I allow my design process to be adaptive, I believe it helps me succeed by being flexible both in my own work but when working with cross-functional teams, new or existing work, timelines, and a variety of mediums.

Depending on the project my design process usually falls between Agile, and Design Thinking, though recently I have been focused on Service Design.

DESIGN PROCESS | TL:DR

  • Listen and Ask questions
  • Keep notes
  • Design the Journey and Experience
  • Quickly explore a variety of directions
  • Get Feedback
  • Fine-tune 2-3 directions before you show the client
  • Conduct user tests
  • Design a prototpye
  • Final Feedback and Content pass through
  • Push to Development
  • Test and Iterate
Sergio Slansky Design process is adaptive, borrowing from both agile and sprints.

Set a Baseline

When designing an experience either analog or digital, the baseline needs to be determined as early as possible. I try to find out as much information as I can, through research, asking questions, observing, and listening to both the client and the user, thus creating a strategy for the project. 

Ask Questions

  • Who is your user and how are they going to access the finished product?
  • What does the client want to solve, what are their expectations?
  • Is this a new concept or redesign?
  • What is working vs. what isn’t?
  • What are some examples of visual design or UX that have you appreciated?
  • Does this concept have established design principles, or will they need to be developed?
  • What should the project achieve?
  • In terms of feature sets what do you need, what would you love and what could you live without?
  • What prospective challenges or obstacles could reveal themselves?
  • What is the competition doing and is it working?
  • What is the goal for the end-user (response, emotion, action, intent)
  • What metric will you use to measure success after a week, a month, and years?

Exploration

Whiteboard of User experience journey through personas and user needs.

I want to see what has been done with similar concepts. Finding inspiration and developing a mood board allows the project to breathe and discover its own identity.

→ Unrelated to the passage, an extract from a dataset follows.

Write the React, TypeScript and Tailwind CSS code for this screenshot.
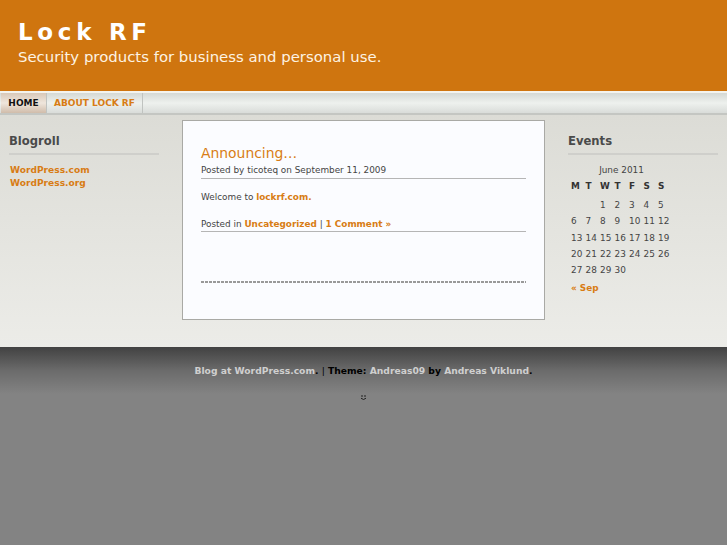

Create a logical solution that is unobtrusive to the user experience. The goal is to design an intuitive and minimal fix with minimum input required of the user.

Design user flows that determine how they will interact with the app. List the users’ end goals and retrace the various ways they could get there and the various challenges they have come across.

Wireframes

Wireframe User Interface

Design low fidelity wireframes to define navigation and structure. (Wireframes serve a few purposes, they act as a blueprint as well as a tangible aid to communicate visual concepts and experiences to better present to a client.)

Get Feedback

Low fidelity wireframes approved.

Design high fidelity mockups (Adobe XD, Illustrator, Photoshop, Sketch). These high fidelity wireframes will focus on the visual representation or look and feel of the app, noting hierarchy, style, and content. (Tools like Invision are a great way to create interactive prototypes that allow designers and clients to test out the wireframe without doing any development work.)

Run a Research Study

It's easy to design a great looking product, but without research, you won't know if it is useable on the user. There are a variety of techniques you can use to run a user research test, it's important to remember to keep the test impartial, and if you run an in-person test, to not ask leading questions.

I love in-person tests and have been lucky to have been in a few of them. It's really interesting to see people's reactions first hand to a product that you've designed even if it's just a click test with an Invision or Principle prototype.

Synthesize Results

Run a synthesis session where you break out all the notes into similar themes and then prioritize actions. It's vital that you remain the user's advocate - the results could mean additional work or even pushing launch dates.

Prototype

Depending on the project a prototype could be an updated Invision or Principle prototype, but lately, I've been moving into code and creating the front-end experience that can be handed off to a full-stack developer to implement all of the functionality.

Handoff

Invision makes handing designs off to developers incredibly easy, but here are a few tips to remember.

  • Make sure to make all of the visual assets (images, illustrations, icons) exportable.
  • Leave comments wherever there are interactions or places someone would have to infer something is happening on screen.
  • Name your artboards, pages, and layers
  • Create a style guide for the developers to reference for typography, color, and reusable components (buttons, inputs, headers, etc.)

Develop

Rest easy, it's in someone else's hands now.

Analytics

Digital or analog products will have metrics and goals - remember to keep track of them through tools like MailChimp, campaign monitor, new relic, Google Analytics, Pingdom, etc.

Iterate and Grow

Listen and track feedback, create a backlog that tracks updates that you can prioritize amongst other new features.